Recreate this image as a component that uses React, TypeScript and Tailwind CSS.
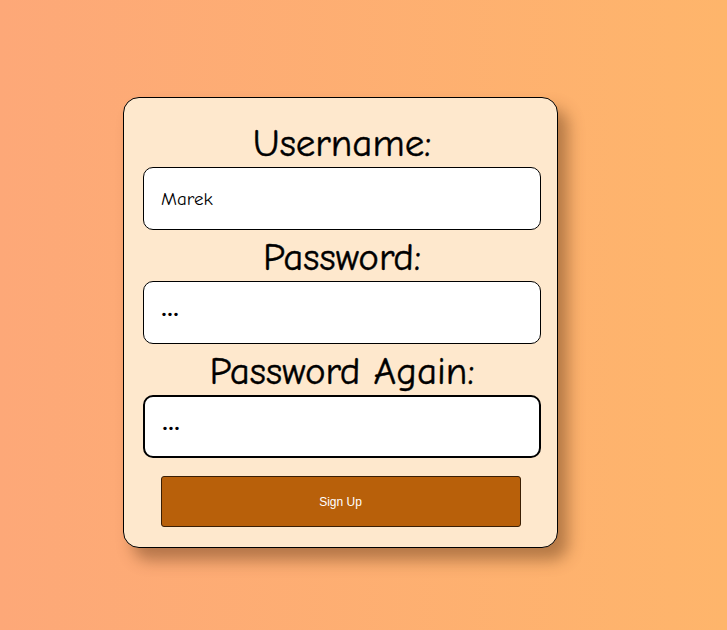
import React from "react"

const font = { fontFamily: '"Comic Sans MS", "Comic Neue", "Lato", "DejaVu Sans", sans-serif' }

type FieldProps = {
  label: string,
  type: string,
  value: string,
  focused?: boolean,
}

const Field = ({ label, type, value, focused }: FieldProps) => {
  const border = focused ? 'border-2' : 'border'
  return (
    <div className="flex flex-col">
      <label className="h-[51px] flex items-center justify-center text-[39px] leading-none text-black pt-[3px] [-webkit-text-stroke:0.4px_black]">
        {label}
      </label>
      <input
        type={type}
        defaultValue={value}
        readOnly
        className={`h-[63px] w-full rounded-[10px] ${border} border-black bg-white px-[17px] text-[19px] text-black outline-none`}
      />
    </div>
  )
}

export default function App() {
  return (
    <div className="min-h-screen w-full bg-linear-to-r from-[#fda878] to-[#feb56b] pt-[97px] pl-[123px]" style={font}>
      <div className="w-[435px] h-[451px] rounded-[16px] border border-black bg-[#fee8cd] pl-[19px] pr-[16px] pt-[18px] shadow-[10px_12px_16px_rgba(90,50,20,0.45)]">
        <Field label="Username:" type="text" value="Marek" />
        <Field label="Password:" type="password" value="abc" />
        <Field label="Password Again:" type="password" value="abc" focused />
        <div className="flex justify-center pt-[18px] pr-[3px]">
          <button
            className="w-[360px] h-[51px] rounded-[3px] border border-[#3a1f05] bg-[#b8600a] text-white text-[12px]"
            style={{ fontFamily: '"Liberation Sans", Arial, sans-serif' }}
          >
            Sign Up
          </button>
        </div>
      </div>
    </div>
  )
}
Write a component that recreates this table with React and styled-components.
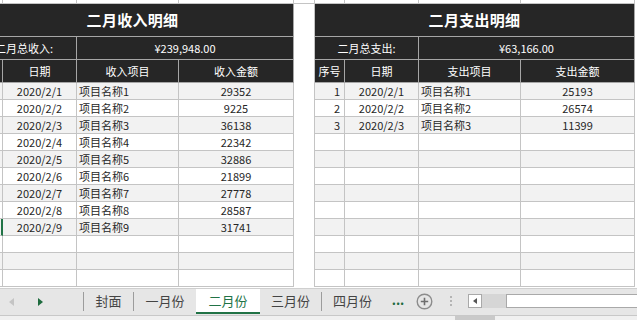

◆ What to do
Every entry above is to be set down exactly; the pictures are to be left out.

◆ Complete output
Recreate this image as a component that uses React, TypeScript and Tailwind CSS.
import React from "react"

const font = { fontFamily: '"Comic Sans MS", "Comic Neue", "Lato", "DejaVu Sans", sans-serif' }

type FieldProps = {
  label: string,
  type: string,
  value: string,
  focused?: boolean,
}

const Field = ({ label, type, value, focused }: FieldProps) => {
  const border = focused ? 'border-2' : 'border'
  return (
    <div className="flex flex-col">
      <label className="h-[51px] flex items-center justify-center text-[39px] leading-none text-black pt-[3px] [-webkit-text-stroke:0.4px_black]">
        {label}
      </label>
      <input
        type={type}
        defaultValue={value}
        readOnly
        className={`h-[63px] w-full rounded-[10px] ${border} border-black bg-white px-[17px] text-[19px] text-black outline-none`}
      />
    </div>
  )
}

export default function App() {
  return (
    <div className="min-h-screen w-full bg-linear-to-r from-[#fda878] to-[#feb56b] pt-[97px] pl-[123px]" style={font}>
      <div className="w-[435px] h-[451px] rounded-[16px] border border-black bg-[#fee8cd] pl-[19px] pr-[16px] pt-[18px] shadow-[10px_12px_16px_rgba(90,50,20,0.45)]">
        <Field label="Username:" type="text" value="Marek" />
        <Field label="Password:" type="password" value="abc" />
        <Field label="Password Again:" type="password" value="abc" focused />
        <div className="flex justify-center pt-[18px] pr-[3px]">
          <button
            className="w-[360px] h-[51px] rounded-[3px] border border-[#3a1f05] bg-[#b8600a] text-white text-[12px]"
            style={{ fontFamily: '"Liberation Sans", Arial, sans-serif' }}
          >
            Sign Up
          </button>
        </div>
      </div>
    </div>
  )
}
Write a component that recreates this table with React and styled-components.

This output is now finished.